Quote word for word the lines below, beginning with the first and ending with the one that has "stroke: 'currentColor', strokeWidth: 2". Drop the pictures.
* START COLLECTED MATERIAL *
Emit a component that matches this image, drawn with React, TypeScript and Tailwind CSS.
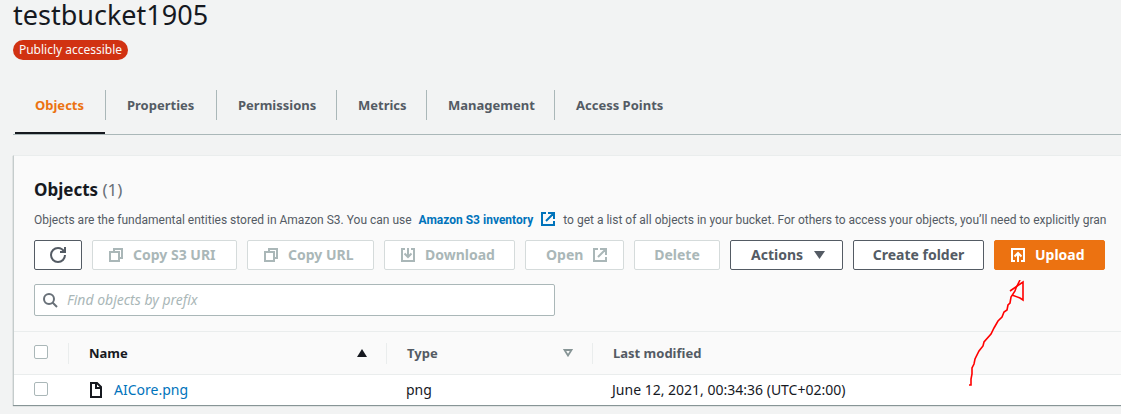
import type { ReactNode } from 'react';

type IconProps = { className?: string };

const stroke = { fill: 'none', stroke: 'currentColor', strokeWidth: 2 } as const;

function RefreshIcon() {
  return (
    <svg className="size-4" viewBox="0 0 16 16" aria-hidden="true" {...stroke}>
      <path d="M10 5h5V0" />
      <path d="M15 8a7 7 0 0 1-7 7 7 7 0 0 1-7-7 7 7 0 0 1 7-7c2.800 0 5 1.500 6.300 4" />
    </svg>
  );
}

function CopyIcon() {
  return (
    <svg className="size-4" viewBox="0 0 16 16" aria-hidden="true" {...stroke}>
      <path d="M2 5h9v9H2z" />
      <path d="M6 5V2h8v9h-3" />
    </svg>
  );
}

function DownloadIcon() {
  return (
    <svg className="size-4" viewBox="0 0 16 16" aria-hidden="true" {...stroke}>
      <path d="M5 2H2v12h12V2h-3" />
      <path d="M8 1v9M4.500 6.500l3.500 3.500 3.500-3.500" />
    </svg>
  );
}

function UploadIcon() {
  return (
    <svg className="size-4" viewBox="0 0 16 16" aria-hidden="true" {...stroke}>
      <path d="M5 14H2V2h12v12h-3" />
      <path d="M8 15V6M4.500 9.500L8 6l3.500 3.500" />
    </svg>
  );
}

function ExternalIcon({ className = 'size-4' }: IconProps) {
  return (
    <svg className={className} viewBox="0 0 16 16" aria-hidden="true" {...stroke}>
      <path d="M14 10v4H2V2h4M8 2h6v6M6 10l8-8" />
    </svg>
  );
}

function SearchIcon() {
  return (
    <svg className="size-4 shrink-0 text-[#687078]" viewBox="0 0 16 16" aria-hidden="true" {...stroke}>
      <circle cx="7" cy="7" r="5" />
      <path d="M15 15l-4.500-4.500" />
    </svg>
  );
}

function FileIcon() {
  return (
    <svg className="size-4 shrink-0 text-[#16191f]" viewBox="0 0 16 16" aria-hidden="true" {...stroke}>
      <path d="M3 1h6l4 4v10H3z" />
      <path d="M8 1v5h5" />
    </svg>
  );
}

const tabs = [
  { label: 'Objects', width: 'w-[90px]' },
  { label: 'Properties', width: 'w-[111px]' },
  { label: 'Permissions', width: 'w-[120px]' },
  { label: 'Metrics', width: 'w-[90px]' },
  { label: 'Management', width: 'w-[128px]' },
  { label: 'Access Points', width: 'w-[129px]' },
];

type ActionProps = { width: string; disabled?: boolean; primary?: boolean; label?: string; children: ReactNode };

function ActionButton({ width, disabled, primary, label, children }: ActionProps) {
  const tone = primary
    ? 'border-[#ec7211] bg-[#ec7211] text-white'
    : disabled
      ? 'border-[#d5dbdb] bg-white text-[#aab7b8]'
      : 'border-[#545b64] bg-white text-[#545b64]';
  return (
    <button
      type="button"
      disabled={disabled}
      aria-label={label}
      className={`flex h-[30px] shrink-0 items-center rounded-[2px] border text-sm font-bold whitespace-nowrap ${width} ${tone}`}
    >
      {children}
    </button>
  );
}

function Checkbox({ label }: { label: string }) {
  return (
    <input
      type="checkbox"
      aria-label={label}
      className="mb-[2px] block size-[14px] appearance-none rounded-[2px] border border-[#aab7b8] bg-white checked:bg-[#0073bb]"
    />
  );
}

export default function App() {
  return (
    <main className="min-h-screen overflow-hidden bg-[#f2f3f3] pb-2 pl-[13px] font-['Noto_Sans','Open_Sans',sans-serif] text-sm text-[#16191f]">
      <h1 className="text-[27px] leading-[30px]">testbucket1905</h1>
      <span className="mt-[10px] flex h-5 w-[115px] items-center justify-center rounded-full bg-[#d13212] text-xs whitespace-nowrap text-[#fafafa]">
        Publicly accessible
      </span>

      <nav className="mt-4 border-b border-[#aab7b8] pl-[2px]">
        <ul className="flex">
          {tabs.map((tab, i) => (
            <li key={tab.label} className={`${tab.width} shrink-0 ${i === 0 ? 'border-b-2 border-[#16191f]' : ''}`}>
              <a
                href={`#${tab.label}`}
                aria-current={i === 0 ? 'page' : undefined}
                className={`mt-[14px] mb-3 flex h-[30px] items-center text-[13px] font-bold whitespace-nowrap ${i === 0 ? 'pl-5 text-[#ec7211]' : 'border-l border-[#aab7b8] pl-[21px] text-[#545b64]'}`}
              >
                {tab.label}
              </a>
            </li>
          ))}
        </ul>
      </nav>

      <section className="mt-5 border-t border-l border-[#eaeded] border-l-[#c5cccc] bg-[#fafafa] shadow-[0_1px_1px_#879596]">
        <div className="px-5 pt-5 pb-[15px]">
          <h2 className="text-[17px] leading-7 font-bold">
            Objects <span className="font-normal text-[#687078]">(1)</span>
          </h2>
          <p className="mt-1 font-['Roboto','Noto_Sans',sans-serif] text-xs leading-6 whitespace-nowrap text-[#545b64]">
            Objects are the fundamental entities stored in Amazon S3. You can use{' '}
            <a href="#inventory" className="mx-1 font-bold text-[#0073bb]">
              Amazon S3 inventory <ExternalIcon className="ml-1 inline size-4 align-text-bottom" />
            </a>{' '}
            to get a list of all objects in your bucket. For others to access your objects, you’ll need to explicitly
            gran
          </p>
          <div className="mt-2 flex gap-[10px]">
            <ActionButton width="w-12 justify-center" label="Refresh">
              <RefreshIcon />
            </ActionButton>
            <ActionButton width="w-[145px] gap-[9px] pl-[15px]" disabled>
              <CopyIcon />
              Copy S3 URI
            </ActionButton>
            <ActionButton width="w-[127px] gap-[9px] pl-[15px]" disabled>
              <CopyIcon />
              Copy URL
            </ActionButton>
            <ActionButton width="w-[131px] gap-[9px] pl-[15px]" disabled>
              <DownloadIcon />
              Download
            </ActionButton>
            <ActionButton width="w-[99px] gap-[9px] pl-5" disabled>
              Open
              <ExternalIcon />
            </ActionButton>
            <ActionButton width="w-[86px] justify-center" disabled>
              Delete
            </ActionButton>
            <ActionButton width="w-[113px] gap-[9px] pl-5">
              Actions
              <svg className="size-4" viewBox="0 0 16 16" aria-hidden="true">
                <path d="M2 4h11l-5.500 8z" fill="currentColor" />
              </svg>
            </ActionButton>
            <ActionButton width="w-[131px] justify-center">Create folder</ActionButton>
            <div className="relative">
              <ActionButton width="w-[111px] gap-[9px] pl-[15px]" primary>
                <UploadIcon />
                Upload
              </ActionButton>
              <svg
                className="pointer-events-none absolute top-10 right-20 h-[106px] w-[57px]"
                viewBox="968 280 57 106"
                fill="none"
                stroke="#f00"
                strokeWidth="1.6"
                aria-hidden="true"
              >
                <path d="M969 385h2l0-6 1-5 0-6 2-4 1-5 4-8 4-5 1-4 7-8 3-6 4-7 4-4 2-5 3-2 1-5 2-2 1-6 4-6 1-3 4-8" />
                <path d="M1010 291l13-9v18l-3-2-8-3" />
              </svg>
            </div>
          </div>
          <label className="mt-[14px] flex h-8 w-[521px] items-center gap-[9px] rounded-[2px] border border-[#aab7b8] bg-white px-[7px]">
            <SearchIcon />
            <input
              type="search"
              aria-label="Find objects by prefix"
              placeholder="Find objects by prefix"
              className="min-w-0 flex-1 bg-transparent outline-none placeholder:text-[#aab7b8] placeholder:italic"
            />
          </label>
        </div>

        <table className="w-full table-fixed border-collapse text-left">
          <colgroup>
            <col className="w-[54px]" />
            <col className="w-[318px]" />
            <col className="w-[206px]" />
            <col />
          </colgroup>
          <thead>
            <tr className="h-[43px] border-y border-[#eaeded] text-[13px] text-[#545b64]">
              <th className="pl-5">
                <Checkbox label="Select all objects" />
              </th>
              <th className="p-0" aria-sort="ascending">
                <div className="flex h-[21px] items-center justify-between border-l border-[#eaeded] pr-[19px] pl-5 text-[#16191f]">
                  Name
                  <svg className="h-2 w-[10px]" viewBox="0 0 10 8" aria-hidden="true">
                    <path d="M0 8h10L5 0z" fill="currentColor" />
                  </svg>
                </div>
              </th>
              <th className="p-0">
                <div className="flex h-[21px] items-center justify-between border-l border-[#eaeded] pr-[19px] pl-5">
                  Type
                  <svg className="h-2 w-[10px] text-[#879596]" viewBox="0 0 10 8" aria-hidden="true">
                    <path d="M1.500 1h7L5 6.500z" fill="none" stroke="currentColor" strokeWidth="1.800" />
                  </svg>
                </div>
              </th>
              <th className="p-0">
                <div className="flex h-[21px] items-center border-l border-[#eaeded] pl-5">Last modified</div>
              </th>
            </tr>
          </thead>
          <tbody>
            <tr className="h-[30px] bg-white">
              <td className="pl-5">
                <Checkbox label="Select AICore.png" />
              </td>
              <td className="p-0 pl-5">
                <span className="flex items-center gap-[10px]">
                  <FileIcon />
                  <a href="#AICore.png" className="text-[#0073bb]">
                    AICore.png
                  </a>
                </span>
              </td>
              <td className="p-0 pl-5">png</td>
              <td className="p-0 pl-5">June 12, 2021, 00:34:36 (UTC+02:00)</td>
            </tr>
          </tbody>
        </table>
      </section>
    </main>
  );
}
* END COLLECTED MATERIAL *
■ ANSWER TO THE TASK ■
Emit a component that matches this image, drawn with React, TypeScript and Tailwind CSS.
import type { ReactNode } from 'react';

type IconProps = { className?: string };

const stroke = { fill: 'none', stroke: 'currentColor', strokeWidth: 2 } as const;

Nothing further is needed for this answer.